If there’s one strain that runs consistently throughout Jewish history, it’s that of loss: loss of people, places, institutions, languages, sensibilities and identities. Given this litany of woe, I have often thought that the notion of “once upon a time” seemed more apt for the Jews than for the characters of fairytales.
Occasionally, though, something breaks the mold, bucks the trend and thumbs its nose at the crushing weight of the past, substituting gain for loss, presence for absence. That something, I’m happy to report, is the Sixth and I Historic Synagogue, a restored synagogue-cum-“Jewish meeting place” in downtown Washington, D.C. — an institution whose very name grounds it in the here-and-now and situates it squarely within the grid of urban life. There’s also a magical, indeterminate quality about the place, which way back when in 1907 started out as the second home of Adas Israel.
Established in 1870, at a time when Washington Hebrew Congregation, the city’s very first synagogue, was in the process of aligning itself with the Reform movement, Adas Israel prided itself on its allegiance to what it called the “German Orthodox Minhag Ashkenaz.” It also aspired to be a truly “metropolitan synagogue.” Adas Israel’s first house of worship, built downtown at Sixth and G Streets NW, made good on both claims.
As more and more Jews of Eastern European origins settled in D.C. at the turn of the century and joined the synagogue, the building became “too small to accommodate all the people on feast days and solemn festivals,” as The Washington Times reported in 1903. Accordingly, the congregation purchased a plot of land at 6th and I Streets, a few blocks from its original location, and built a new, more commodious edifice where it remained well into the postwar era, ultimately becoming a Conservative synagogue.
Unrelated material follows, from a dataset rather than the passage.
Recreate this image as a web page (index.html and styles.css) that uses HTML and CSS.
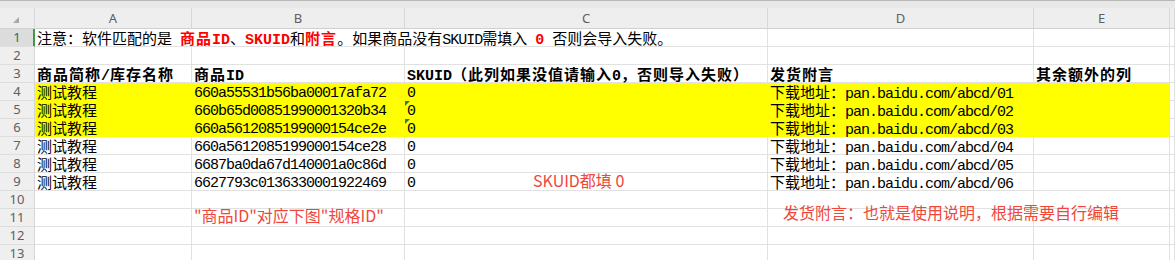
FILE: index.html
```html
<!DOCTYPE html>
<html>
<head>
    <meta charset="utf-8">
    <title>商品导入模板</title>
    <link rel="stylesheet" href="styles.css">
</head>
<body>
    <div class="topbar"></div>
    <div class="sheet-wrap">
        <table class="sheet">
            <thead>
                <tr>
                    <th class="corner w-rh"><span class="corner-mark"></span></th>
                    <th class="w-a">A</th>
                    <th class="w-b">B</th>
                    <th class="w-c">C</th>
                    <th class="w-d">D</th>
                    <th class="w-e">E</th>
                    <th class="w-f"></th>
                </tr>
            </thead>
            <tbody>
                <tr>
                    <th class="rh sel">1</th>
                    <td colspan="3">注意：软件匹配的是<span class="en"> </span><b class="red">商品<span class="en">ID</span></b>、<b class="red en">SKUID</b>和<b class="red">附言</b>。如果商品没有<span class="en">SKUID</span>需填入<span class="en"> </span><b class="red en">0</b><span class="en"> </span>否则会导入失败。</td>
                    <td></td><td></td><td></td>
                </tr>
                <tr>
                    <th class="rh">2</th>
                    <td></td><td></td><td></td><td></td><td></td><td></td>
                </tr>
                <tr class="head">
                    <th class="rh">3</th>
                    <td>商品简称<span class="en">/</span>库存名称</td>
                    <td>商品<span class="en">ID</span></td>
                    <td><span class="en">SKUID</span>（此列如果没值请输入<span class="en">0</span>，否则导入失败）</td>
                    <td>发货附言</td>
                    <td>其余额外的列</td>
                    <td></td>
                </tr>
                <tr class="hl">
                    <th class="rh">4</th>
                    <td>测试教程</td>
                    <td class="en">660a55531b56ba00017afa72</td>
                    <td class="en">0</td>
                    <td>下载地址：<span class="en">pan.baidu.com/abcd/01</span></td>
                    <td></td><td></td>
                </tr>
                <tr class="hl">
                    <th class="rh">5</th>
                    <td>测试教程</td>
                    <td class="en">660b65d00851990001320b34</td>
                    <td class="en warn">0</td>
                    <td>下载地址：<span class="en">pan.baidu.com/abcd/02</span></td>
                    <td></td><td></td>
                </tr>
                <tr class="hl">
                    <th class="rh">6</th>
                    <td>测试教程</td>
                    <td class="en">660a5612085199000154ce2e</td>
                    <td class="en warn">0</td>
                    <td>下载地址：<span class="en">pan.baidu.com/abcd/03</span></td>
                    <td></td><td></td>
                </tr>
                <tr>
                    <th class="rh">7</th>
                    <td>测试教程</td>
                    <td class="en">660a5612085199000154ce28</td>
                    <td class="en">0</td>
                    <td>下载地址：<span class="en">pan.baidu.com/abcd/04</span></td>
                    <td></td><td></td>
                </tr>
                <tr>
                    <th class="rh">8</th>
                    <td>测试教程</td>
                    <td class="en">6687ba0da67d140001a0c86d</td>
                    <td class="en">0</td>
                    <td>下载地址：<span class="en">pan.baidu.com/abcd/05</span></td>
                    <td></td><td></td>
                </tr>
                <tr>
                    <th class="rh">9</th>
                    <td>测试教程</td>
                    <td class="en">6627793c0136330001922469</td>
                    <td class="en">0</td>
                    <td>下载地址：<span class="en">pan.baidu.com/abcd/06</span></td>
                    <td></td><td></td>
                </tr>
                <tr>
                    <th class="rh">10</th>
                    <td></td><td></td><td></td><td></td><td></td><td></td>
                </tr>
                <tr>
                    <th class="rh">11</th>
                    <td></td><td></td><td></td><td></td><td></td><td></td>
                </tr>
                <tr>
                    <th class="rh">12</th>
                    <td></td><td></td><td></td><td></td><td></td><td></td>
                </tr>
                <tr>
                    <th class="rh">13</th>
                    <td></td><td></td><td></td><td></td><td></td><td></td>
                </tr>
            </tbody>
        </table>

        <!-- text boxes floating over the grid -->
        <div class="note note-skuid">SKUID都填 0</div>
        <div class="note note-id">"商品ID"对应下图"规格ID"</div>
        <div class="note note-msg">发货附言：也就是使用说明，根据需要自行编辑</div>
    </div>
</body>
</html>
```

FILE: styles.css
```css
body {
    margin: 0;
    background-color: #fff;
    font-family: "Noto Sans CJK SC", sans-serif;
    overflow: hidden;
}

.topbar {
    height: 7px;
    background-color: #e8e8e8;
    border-top: 1px solid #b8b8b8;
}

.sheet-wrap {
    position: relative;
}

.sheet {
    border-collapse: separate;
    border-spacing: 0;
    table-layout: fixed;
    width: 1175px;
}

.sheet th,
.sheet td {
    box-sizing: border-box;
    height: 18px;
    padding: 0 2px;
    line-height: 17px;
    font-size: 15px;
    font-weight: normal;
    color: #000;
    text-align: left;
    vertical-align: bottom;
    white-space: nowrap;
    border-right: 1px solid #e1e1e1;
    border-bottom: 1px solid #e1e1e1;
}

/* column letters */
.sheet thead th {
    height: 21px;
    padding: 0;
    line-height: 20px;
    font-family: "Noto Sans", sans-serif;
    font-size: 13px;
    color: #606060;
    text-align: center;
    vertical-align: middle;
    background-color: #eeeeee;
    border-right-color: #d8d8d8;
    border-bottom-color: #d0d0d0;
}

.w-rh { width: 35px; }
.w-a { width: 157px; }
.w-b { width: 213px; }
.w-c { width: 363px; }
.w-d { width: 266px; }
.w-e { width: 136px; }

.corner-mark {
    display: inline-block;
    width: 0;
    height: 0;
    margin: 5px 0 0 -2px;
    border-left: 6px solid transparent;
    border-bottom: 6px solid #a9a9a9;
}

/* row numbers */
.sheet .rh {
    padding: 0;
    font-family: "Noto Sans", sans-serif;
    font-size: 13px;
    color: #606060;
    text-align: center;
    vertical-align: middle;
    background-color: #efefef;
    border-right-color: #d6d6d6;
    border-bottom-color: #dddddd;
}

.sheet .rh.sel {
    background-color: #dcdcdc;
    color: #2d6e50;
    border-right-color: #3f9a48;
    box-shadow: inset -1px 0 #3f9a48;
}

/* latin runs: narrow mono, 8px per char */
.en {
    font-family: "Liberation Mono", monospace;
    letter-spacing: -1px;
}

/* keep mixed runs from stretching the row */
.sheet .en {
    line-height: 0;
}

.sheet td.en {
    line-height: 13px;
}

.red {
    color: #ff0000;
    font-weight: bold;
}

/* bold text runs a pixel wider per glyph */
.sheet .head td,
.red {
    letter-spacing: 1px;
}

.head .en,
.red .en,
.red.en {
    letter-spacing: 0;
}

.head td {
    font-weight: bold;
}

.hl td {
    background-color: #ffff00;
    border-right-color: #ffff00;
    border-bottom-color: #ffff00;
}

.hl td:nth-last-child(2) {
    border-right-color: #e1e1e1;
}

.hl td:last-child {
    background-color: #fff;
    border-right-color: #e1e1e1;
    border-bottom-color: #e1e1e1;
}

/* number stored as text marker */
.warn {
    position: relative;
}

.warn::before {
    content: "";
    position: absolute;
    left: 0;
    top: 0;
    border-top: 5px solid #1e8a3a;
    border-right: 5px solid transparent;
}

.note {
    position: absolute;
    font-family: "Noto Sans CJK SC", sans-serif;
    font-size: 16px;
    line-height: 20px;
    color: #f0473b;
    white-space: nowrap;
}

.note-skuid {
    left: 533px;
    top: 162px;
}

.note-id {
    left: 194px;
    top: 197px;
}

.note-msg {
    left: 783px;
    top: 194px;
}
```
With its “light gray vitrified brick with handsome terra cotta trimmings and unglazed red tile roof,” Adas’s new home — or, as an advertisement for High Holy Day seats put it in 1907, the “Adas Israel New Synagogue” — was a combination of “modernized French and Byzantine” architectural styles, replete with a series of domes, a score of “richly colored stained glass windows” and a fleet of lighting fixtures fashioned out of light bulbs. The sum of its decorative elements added up to a structure that was handsome, modern and proud.
The congregation, its fate intertwined with that of the city, remained downtown until the early 1950s. But then, like so many other postwar urban synagogues throughout the United States, it had little choice but to follow its congregants who had already moved to more sylvan neighborhoods. Selling its building to the Turner Memorial African Methodist Episcopal Church, Adas built yet another resolutely modern structure in the Cleveland Park neighborhood, where it remains.
The Sixth and I facility might well have gone the way of so many Jewish institutions — the stuff of vestigial memory — had it not been for a serendipitous string of events, from the decision of the church to leave the city to the timely intervention of both Laura Cohen Apelbaum, executive director of the Jewish Historical Society of Greater Washington, and a trio of D.C. philanthropists who, pooling their considerable resources, purchased the building from the church in 2002.
They then set about restoring it, embarking on a communitywide effort that not only involved the descendants of those who had once davened there but also enlisted the technical know-how of those whose forebears had erected the building in the first place.
The newly restored building, now known as the Sixth and I Historic Synagogue, opened its doors in 2004. A far cry from the usual synagogue, charitable organization or community center, Sixth and I is feeling its way as it goes, hoping to provide a new and fluid paradigm for Jewish life in 21st-century America. Its roster of activities runs the gamut from religious services to lectures, performances, classes and private celebrations.
I hope Sixth and I succeeds beyond its wildest dreams. It’s been quite some time since I fell for a Jewish institution, but this one, well, it’s stolen my heart and I can’t quite put my finger on why. I don’t hail from Washington, nor do any members of my family or circle of friends, so it’s not nostalgia that fuels my affection. Nor do I have a particular affinity for bulbous domes or for the fusion of French and Byzantine architecture. How, then, to account for my enthusiasm?
I suppose it has to do with the way the building itself has somehow managed to weather change even as everything around and within it has not. I, suppose, too, that it has something to do with the way its history is tied to the ups and downs, to the ebb and flow, of the modern urban experience as D.C. and other cities rise, fall and rise again.
But that’s only the half of it. More compelling still is the way that Sixth and I allows the claims of the past to impinge on the present in a way that invites one’s attention instead of insisting on it. It stands not as a rebuke but as a promise.
Perhaps, then, that’s what I find most appealing about Sixth and I. Everything about the place — the soft-hued walls of its sanctuary, the proud thrust of its bimah, the gentle curve of its lighting fixtures, the Jewish star that stands like a sentinel on the roof — speaks to me of the possibility of renewal, which, come to think of it, is just what Rosh Hashanah is all about.